Heute spiele ich recht wenig Schlagzeug. Manchmal mit der Band JAZZFEEL, oder als Aushilfe in verschiedenen Projekten. Mein derzeitiger Job lässt eine feste Band nicht zu. Wenn ich heute Musik mache, dann meistens am Rechner, zu Hause oder im Studio mit meiner Partnerin Sabine Graichen. Mit ihr hab ich beim TRINITY PROJEKT (Electronica-Pop) das erste Mal als Produzent gearbeitet und hatte auch das erste Mal Kontakt mit einem Musikbearbeitungsprogramm (im Jahr 2010). Heute unterstütze ich sie bei ihrem Soloprojekt BINEGRA und wir arbeiten gerade an einem neuen Album. Wir spielen auch mit dem Gedanken, unser altes Projekt wieder aufleben zu lassen, weil wir beide den Reiz der elektronischen Klänge und der englischen Sprache wiederentdeckt haben. Mal sehen, wie sich das entwickelt. Wir suchen dafür übrigens noch Mitmusiker. Es darf gern jemand sein, der auch eine Affinität zu elektronischen, sphärischen Sounds hat.“

9.) Hast Du eine musikalische Ausbildung genossen? Wenn ja, welche?
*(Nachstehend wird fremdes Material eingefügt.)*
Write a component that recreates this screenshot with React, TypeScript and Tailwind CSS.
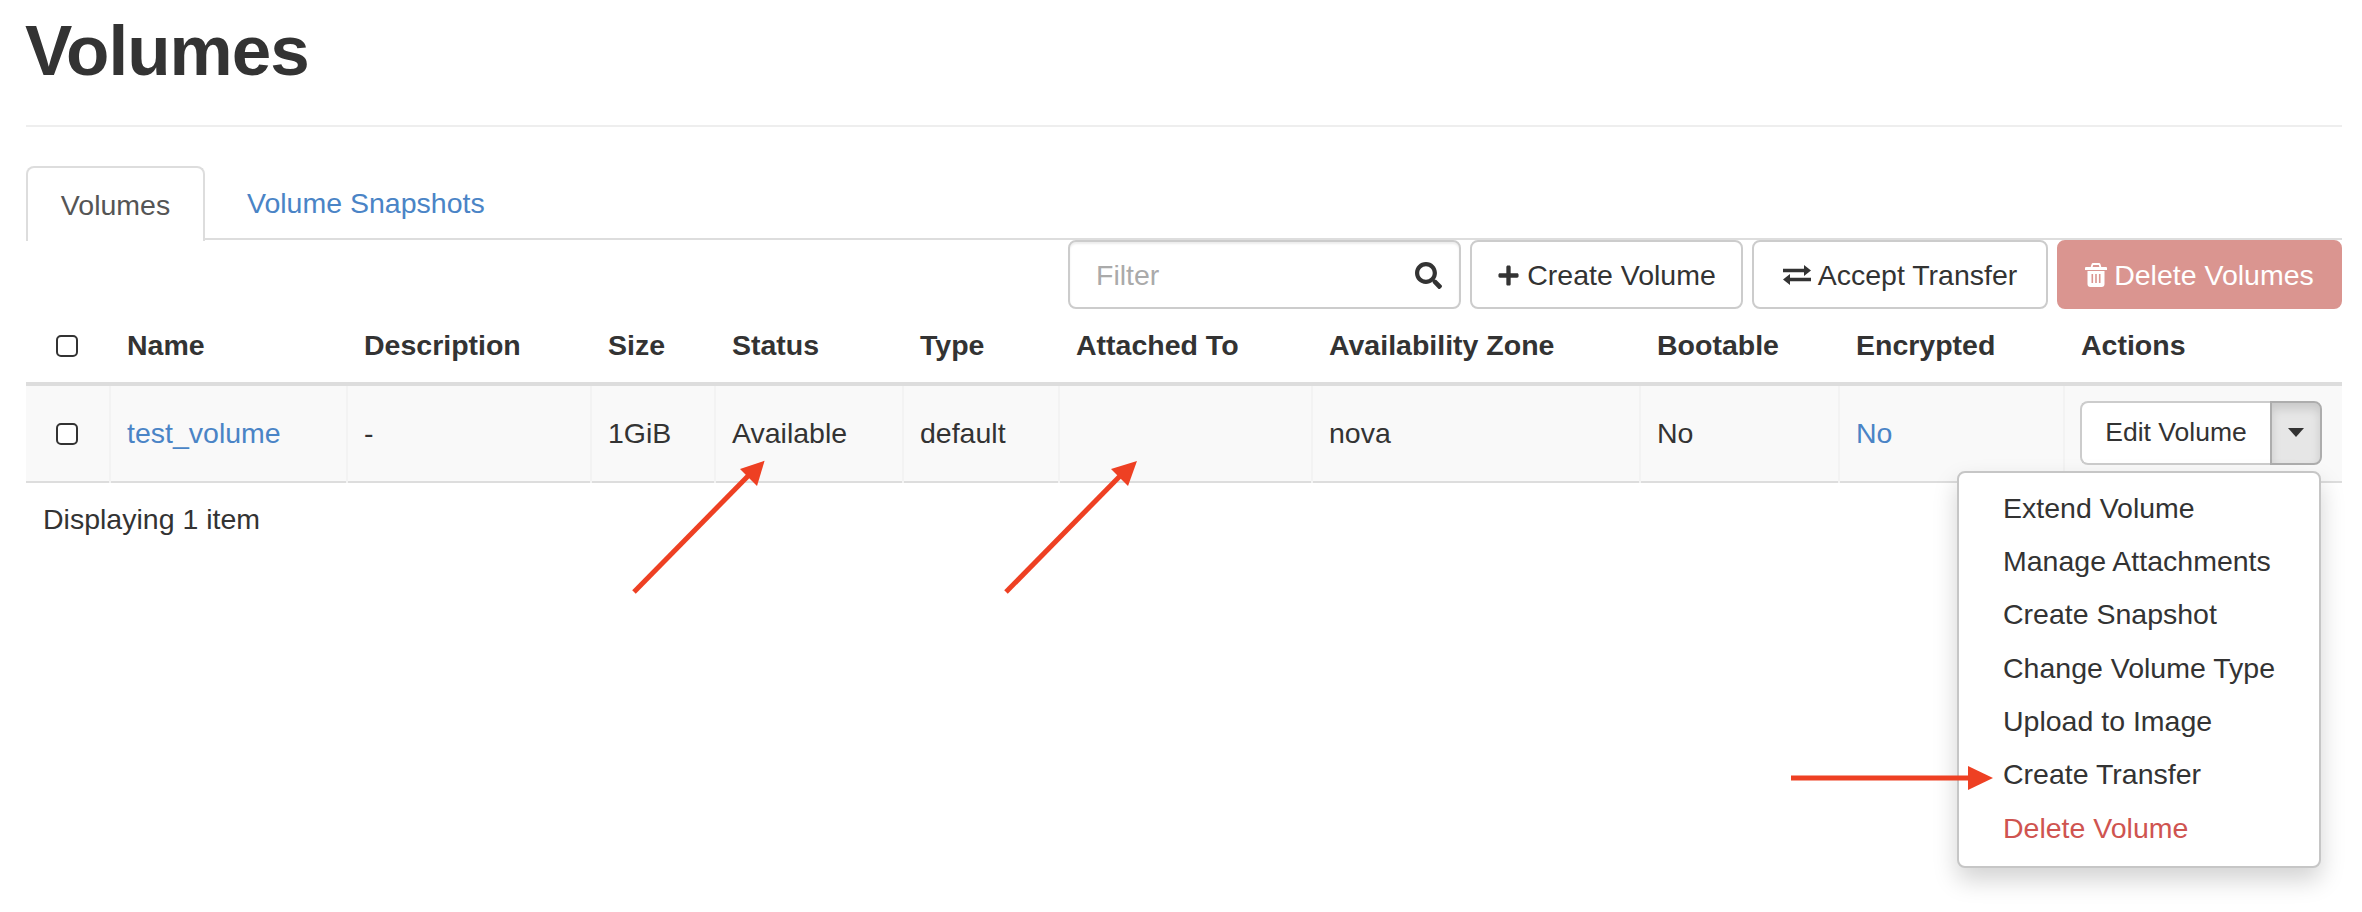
import { FaSearch, FaPlus } from 'react-icons/fa'

const columns = [
  { label: 'Name', width: 'w-[237px]' },
  { label: 'Description', width: 'w-[244px]' },
  { label: 'Size', width: 'w-[124px]' },
  { label: 'Status', width: 'w-[188px]' },
  { label: 'Type', width: 'w-[156px]' },
  { label: 'Attached To', width: 'w-[253px]' },
  { label: 'Availability Zone', width: 'w-[328px]' },
  { label: 'Bootable', width: 'w-[199px]' },
  { label: 'Encrypted', width: 'w-[225px]' },
  { label: 'Actions', width: 'w-[278px]' },
]

const menuItems = ['Extend Volume', 'Manage Attachments', 'Create Snapshot', 'Change Volume Type', 'Upload to Image', 'Create Transfer']

const cellClass = 'border-l-2 border-[#f3f3f3] pl-[16px] align-middle'

function Checkbox() {
  return <input type="checkbox" className="block appearance-none w-[22px] h-[22px] ml-[30px] rounded-[5px] border-2 border-[#333] bg-white" />
}

function ToolbarButton({ children, className }: { children: React.ReactNode; className: string }) {
  return (
    <button className={`flex items-center justify-center gap-[7px] h-[69px] rounded-[8px] border-2 pt-[1px] ${className}`}>
      {children}
    </button>
  )
}

// fa-exchange from Font Awesome 4, the package only has the newer shape
function ExchangeIcon() {
  return (
    <svg width="28" height="20" viewBox="0 0 28 20" fill="currentColor">
      <path d="M0 3.7h21V0l7 5.5-7 5.5V7.3H0z" />
      <path d="M28 12.7H7V9l-7 5.5L7 20v-3.7h21z" />
    </svg>
  )
}

function TrashIcon() {
  return (
    <svg width="22" height="24" viewBox="0 0 22 24" fill="currentColor" fillRule="evenodd">
      <path d="M8 0h6a1.5 1.5 0 0 1 1.4 1L16.3 4H21a1 1 0 0 1 1 1v2H0V5a1 1 0 0 1 1-1h4.7l.9-3A1.5 1.5 0 0 1 8 0z M7.6 4h6.8l-.6-2H8.2z" />
      <path d="M2.5 8h17v13a3 3 0 0 1-3 3h-11a3 3 0 0 1-3-3z M6.5 11v9h1.6v-9z M10.2 11v9h1.6v-9z M13.9 11v9h1.6v-9z" />
    </svg>
  )
}

export default function App() {
  return (
    <div className="relative h-[912px] overflow-hidden bg-white pl-[26px] pr-[20px] text-[28.5px] text-[#333] font-['Liberation_Sans',Arial,sans-serif]">
      <h1 className="h-[127px] border-b-2 border-[#eeeeee] pt-[1px] text-[71px] leading-[100px] font-bold tracking-[-1px] indent-[-1px]">Volumes</h1>

      <ul className="flex mt-[39px] h-[74px] border-b-2 border-[#dddddd]">
        <li className="h-[75px] w-[179px] rounded-t-[8px] border-2 border-b-0 border-[#dddddd] bg-white text-center leading-[74px] text-[#555]">Volumes</li>
        <li className="ml-[42px] leading-[75px] text-[#4a84c6]">Volume Snapshots</li>
      </ul>

      <div className="flex justify-end gap-[9px] h-[69px]">
        <div className="flex items-center justify-between w-[393px] rounded-[8px] border-2 border-[#cccccc] pl-[26px] pr-[17px] pt-[1px] shadow-[inset_0_2px_2px_rgba(0,0,0,0.075)]">
          <span className="text-[#aaaaaa]">Filter</span>
          <FaSearch className="w-[27px] h-[27px] text-[#333]" />
        </div>
        <ToolbarButton className="w-[273px] border-[#cccccc] bg-white"><FaPlus className="w-[23px] h-[23px]" />Create Volume</ToolbarButton>
        <ToolbarButton className="w-[296px] border-[#cccccc] bg-white"><ExchangeIcon />Accept Transfer</ToolbarButton>
        <ToolbarButton className="w-[285px] border-[#da9590] bg-[#da9590] text-white"><TrashIcon />Delete Volumes</ToolbarButton>
      </div>

      <table className="table-fixed w-full border-collapse">
        <colgroup>
          <col className="w-[84px]" />
          {columns.map((c) => <col key={c.label} className={c.width} />)}
        </colgroup>
        <thead>
          <tr className="h-[75px] border-b-4 border-[#dddddd]">
            <th className="align-middle"><Checkbox /></th>
            {columns.map((c) => <th key={c.label} className="pl-[17px] text-left font-bold align-middle">{c.label}</th>)}
          </tr>
        </thead>
        <tbody>
          <tr className="h-[98px] border-b-2 border-[#dddddd] bg-[#f9f9f9]">
            <td className="align-middle"><Checkbox /></td>
            <td className={cellClass}><a className="text-[#4a84c6]">test_volume</a></td>
            <td className={cellClass}>-</td>
            <td className={cellClass}>1GiB</td>
            <td className={cellClass}>Available</td>
            <td className={cellClass}>default</td>
            <td className={cellClass}></td>
            <td className={cellClass}>nova</td>
            <td className={cellClass}>No</td>
            <td className={cellClass}><a className="text-[#4a84c6]">No</a></td>
            <td className={cellClass}>
              <div className="relative flex w-[242px] h-[64px] -ml-[1px] mb-[2px]">
                <button className="w-[190px] rounded-l-[8px] border-2 border-r-0 border-[#cccccc] bg-white text-[26.5px]">Edit Volume</button>
                <button className="flex flex-1 items-center justify-center rounded-r-[8px] border-2 border-[#adadad] bg-[#e6e6e6] shadow-[inset_0_6px_10px_rgba(0,0,0,0.125)]">
                  <span className="border-x-[8px] border-t-[9px] border-x-transparent border-t-[#333]" />
                </button>
                <div className="absolute right-[1px] top-full mt-[6px] w-[364px] rounded-[8px] border-2 border-[#c6c6c6] bg-white pt-[9px] pb-[11px] shadow-[0_12px_24px_rgba(0,0,0,0.175)]">
                  {menuItems.map((item) => (
                    <div key={item} className="h-[53.4px] pl-[44px] leading-[53px]">{item}</div>
                  ))}
                  <div className="h-[53.4px] pl-[44px] leading-[53px] text-[#cf5450]">Delete Volume</div>
                </div>
              </div>
            </td>
          </tr>
        </tbody>
      </table>

      <div className="flex items-center h-[72px] pl-[17px]">Displaying 1 item</div>

      {/* annotation arrows */}
      <svg className="absolute inset-0 pointer-events-none" width="2362" height="912" viewBox="0 0 2362 912" fill="none">
        <path d="M634 592L750 474" stroke="#ee4023" strokeWidth="5" />
        <path d="M764.6 460.7L740 469L757 486Z" fill="#ee4023" />
        <path d="M1006 592L1122 474" stroke="#ee4023" strokeWidth="5" />
        <path d="M1137 461L1111 469L1128 486Z" fill="#ee4023" />
        <path d="M1791 778H1970" stroke="#ee4023" strokeWidth="5" />
        <path d="M1993 778L1968 766V790Z" fill="#ee4023" />
      </svg>
    </div>
  )
}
Pille: „Eine musikalische Ausbildung hab ich nicht genossen. Das lief bei mir über Learning by Doing. Ich hab immer viel geübt und probiert. Sehr viel habe ich mir auch einfach abgeguckt. Wenn es die Möglichkeit gab, jemandem beim Trommeln oder Produzieren zuzuschauen oder Fragen zu stellen, dann hab ich das gemacht. Das ist sicher nicht der optimale Weg, aber es hat mich jedes Mal ein Stückchen weitergebracht.“

10.) Welchen Tipp hast Du für junge Musiker und Bands?

Pille: „Hm, mein Tipp. Also… macht Musik, macht euer Ding, aber bleibt auf dem Teppich und seid dankbar. Die Performance ist sehr wichtig, aber man hat ständig mit vielen Leuten Kontakt (Agentur, Veranstalter, Techniker, Publikum…) und man zieht als Band immer Aufmerksamkeit auf sich. Also versucht einen guten Eindruck zu hinterlassen. Ein freundliches Wort zum gestressten Veranstalter oder Techniker bewirkt manchmal Wunder. Schimpfwörter, Arroganz und verwüstete Backstageräume wirken auch, aber eher mit unerwünschten Effekten.“

Vielen Dank für das Interview an Pille.